14 Key Lessons I’ve Learned Since I Started Writing

That has nothing to do with money

Lea O


Photo by saeed karimi on Unsplash

When I launched my first blog, I had no idea what I was doing. I didn’t know anything about sourcing images, SEO, digital marketing, or email lists. I didn’t know about Wix, WordPress, or Bluehost.

I did know was my heart was broken after a rare pregnancy complication that cost the life of my son and almost me. I knew if one more person told me it happened for a divine reason, I would explode.

I was desperate for connection and validation, and I knew there had to be somebody out there who felt like that, too. So, I dusted off my lifelong dream of writing and launched a blog.

That was almost five years ago, and since then, I’ve made a good chunk of money writing online. I joined this platform in 2020, grew a decent following, and then launched a Substack.

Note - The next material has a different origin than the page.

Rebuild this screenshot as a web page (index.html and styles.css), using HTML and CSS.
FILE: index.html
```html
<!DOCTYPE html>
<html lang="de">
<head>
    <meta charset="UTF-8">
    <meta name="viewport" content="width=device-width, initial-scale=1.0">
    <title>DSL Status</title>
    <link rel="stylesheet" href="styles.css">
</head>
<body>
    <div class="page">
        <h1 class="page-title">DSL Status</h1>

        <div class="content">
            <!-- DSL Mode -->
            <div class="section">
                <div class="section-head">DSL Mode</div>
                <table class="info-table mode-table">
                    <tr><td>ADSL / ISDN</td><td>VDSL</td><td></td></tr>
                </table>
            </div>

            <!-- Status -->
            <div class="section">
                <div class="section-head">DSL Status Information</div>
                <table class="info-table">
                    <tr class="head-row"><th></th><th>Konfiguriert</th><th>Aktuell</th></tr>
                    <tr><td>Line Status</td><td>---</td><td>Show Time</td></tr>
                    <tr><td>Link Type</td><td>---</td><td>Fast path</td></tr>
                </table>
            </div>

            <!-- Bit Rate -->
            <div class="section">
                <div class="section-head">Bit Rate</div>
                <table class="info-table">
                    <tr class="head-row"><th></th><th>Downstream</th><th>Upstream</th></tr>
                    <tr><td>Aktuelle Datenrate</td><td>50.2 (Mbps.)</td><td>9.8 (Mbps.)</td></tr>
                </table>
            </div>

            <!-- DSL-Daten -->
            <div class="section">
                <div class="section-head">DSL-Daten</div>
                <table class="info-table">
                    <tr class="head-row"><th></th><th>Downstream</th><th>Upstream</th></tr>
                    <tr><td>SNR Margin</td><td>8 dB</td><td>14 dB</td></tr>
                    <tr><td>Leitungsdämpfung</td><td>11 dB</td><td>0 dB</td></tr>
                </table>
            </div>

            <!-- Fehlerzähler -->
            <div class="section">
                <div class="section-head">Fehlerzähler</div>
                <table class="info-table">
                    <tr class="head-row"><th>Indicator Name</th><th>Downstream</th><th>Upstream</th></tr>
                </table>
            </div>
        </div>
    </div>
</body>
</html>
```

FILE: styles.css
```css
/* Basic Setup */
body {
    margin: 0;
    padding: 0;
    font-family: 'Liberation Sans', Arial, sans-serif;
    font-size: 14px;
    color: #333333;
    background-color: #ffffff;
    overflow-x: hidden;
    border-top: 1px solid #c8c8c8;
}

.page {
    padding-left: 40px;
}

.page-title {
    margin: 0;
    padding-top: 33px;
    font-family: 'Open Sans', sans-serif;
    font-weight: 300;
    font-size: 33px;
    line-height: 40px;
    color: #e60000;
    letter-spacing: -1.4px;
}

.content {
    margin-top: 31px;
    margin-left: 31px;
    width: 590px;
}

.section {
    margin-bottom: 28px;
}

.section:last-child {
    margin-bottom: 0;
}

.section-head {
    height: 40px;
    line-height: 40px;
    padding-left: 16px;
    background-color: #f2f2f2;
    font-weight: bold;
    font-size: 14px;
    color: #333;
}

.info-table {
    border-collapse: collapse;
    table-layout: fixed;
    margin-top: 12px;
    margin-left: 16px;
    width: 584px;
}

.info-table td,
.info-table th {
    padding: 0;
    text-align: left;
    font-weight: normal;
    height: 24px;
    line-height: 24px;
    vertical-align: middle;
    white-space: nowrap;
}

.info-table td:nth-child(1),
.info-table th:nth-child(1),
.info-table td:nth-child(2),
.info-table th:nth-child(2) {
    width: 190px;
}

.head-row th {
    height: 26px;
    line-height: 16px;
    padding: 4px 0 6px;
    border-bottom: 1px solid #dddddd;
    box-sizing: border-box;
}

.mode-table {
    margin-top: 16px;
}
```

My blog, born from grief, turned into a full-time writing career and grad school. And yet, along the way, I lost sight of what I was doing and why. Lured by the self-help articles and marketing strategies for making more money, I quit writing on this platform as much.

I burnt-out. After a months-long break, here’s what I remembered in 14 lessons. (I promise they aren’t about making money doing this.)

1. Following your own intuition is more important than anything

All the big wigs of writing will tell you about keywords and analytic trends, but almost nobody talks about following your intuition. The biggest stories I’ve ever written have come from a place of observation, desperation, or personal essay. There really is no rhyme or reason as to what may resonate and when.

Keywords and trend research are for business blogs, and to me, that is not the same as a person who loves to write.

2. There’s a big difference between a writer and a marketer

Writing means putting words and emotions on paper to convey a story and a personal anecdote. That’s what I am, though it took me a while to accept that. And, it’s what most people join this platform for…real writing.